Linked by Thom Holwerda on Mon 16th Aug 2010 18:49 UTC
Internet & Networking Not too long ago Adobe started a "We love Apple" campaign, as a response to Apple's continuous negative remarks about the company. With Flash 10.1 slowly but surely appearing on more and more mobile devices, it seems like the company just doesn't care about it any more. Adobe's CEO Shantanu Narayen has said they've "moved on".
Thread beginning with comment 437081
To read all comments associated with this story, please click here.
Funny how they spin it...
by umccullough on Mon 16th Aug 2010 18:59 UTC
umccullough
Member since:
2006-01-26

It's amusing how Adobe plays the "open" vs "closed" game speaking as a consumer, but not as a provider.

In other words, they talk about how open or closed the OS platforms they support are, while only offering a semi-closed platform for Flash developers and consumers.

If Adobe ever provides an open-source reference platform for Flash - then maybe I'll seriously consider them an "open" platform. At that point, we may even finally see a good flash player available for Haiku.

Reply Score: 11

RE: Funny how they spin it...
by nt_jerkface on Mon 16th Aug 2010 20:05 in reply to "Funny how they spin it..."
nt_jerkface Member since:
2009-08-26

Open sourcing Flash would take away content protection which is one of its primary advantages over HTML5.

From a business perspective open sourcing Flash would be a poor move.

I don't care for Flash either but HTML5 was designed without considering the needs of content producers which is why even Google has said that Flash isn't going anywhere.

Reply Parent Score: 2

RE[2]: Funny how they spin it...
by mckill on Mon 16th Aug 2010 20:16 in reply to "RE: Funny how they spin it..."
mckill Member since:
2007-06-12

which is why even Google has said that Flash isn't going anywhere.
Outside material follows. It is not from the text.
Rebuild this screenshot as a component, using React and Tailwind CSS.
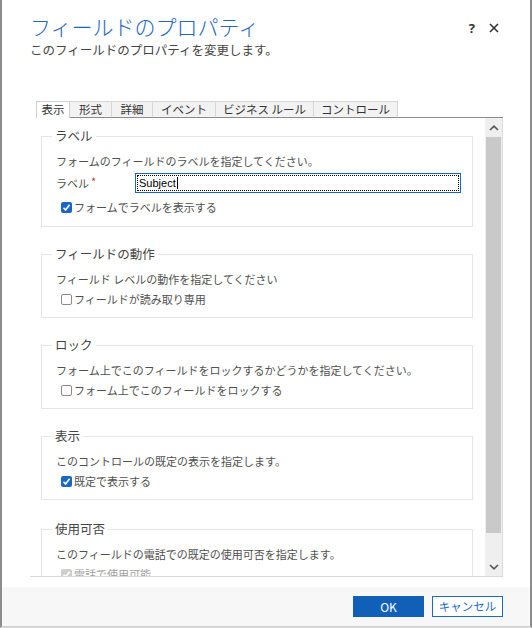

Are you sure Google didn't just say they were in love with Flash and how it was going to be integrated into Chrome + Android simply to spite Apple and try and increase their market share? Up until that point Google seemed to be ready to dump flash and move to HTML5 video, and for what Youtube does, google does not need protected content.

Reply Parent Score: 2

jabbotts Member since:
2007-09-06

Why would releasing the Flash source code mean removing DRM? They can go GPL, write there own license or adopt any other OSS license that has no issue with including DRM be it a clised binary addition or open source itself. Heck, if they release the DRM source also then they stand to gain from people improving it; DRM sucks but it's still a security mechanism that can only benefit from transparency.

Reply Parent Score: 3

RE[2]: Funny how they spin it...
by kaiwai on Tue 17th Aug 2010 06:56 in reply to "RE: Funny how they spin it..."
kaiwai Member since:
2005-07-06

Open sourcing Flash would take away content protection which is one of its primary advantages over HTML5.

From a business perspective open sourcing Flash would be a poor move.

I don't care for Flash either but HTML5 was designed without considering the needs of content producers which is why even Google has said that Flash isn't going anywhere.


Then open source it all except for the DRM binary blob which can be provided and linked against as a separate library rather than being in the plugin itself - you know, that strange practice of modularisation? There are solutions - Adobe just doesn't want to do it because they would be shown up in 5 minutes by some keen coders creating a superior open source implementation.

Reply Parent Score: 5

anda_skoa Member since:
2005-07-07

Open sourcing Flash would take away content protection which is one of its primary advantages over HTML5.


Coming from someone as insightful as you usually are, this feels almost like trolling.

Any kind of digital content protection is based on math that makes is impossible (or really hard) to untransform the protected data without the key or partner key which transformed it.

For example a GPG or SMIME encrypted email is always equally secured independent on whether it passes through a close or open source mail server. If it weren't there would be no point in using encryption for email at all because it is highly likely that it will pass through an open source one on its way to the receiver.

Reply Parent Score: 4

RE: Funny how they spin it...
by fithisux on Tue 17th Aug 2010 09:17 in reply to "Funny how they spin it..."
fithisux Member since:
2006-01-22

I believe that lack of standardized hardware is the biggest problem. Adobe does not help in this direction and accusing Apple is the worst thing to do. But I also believe that Apple is doing the same.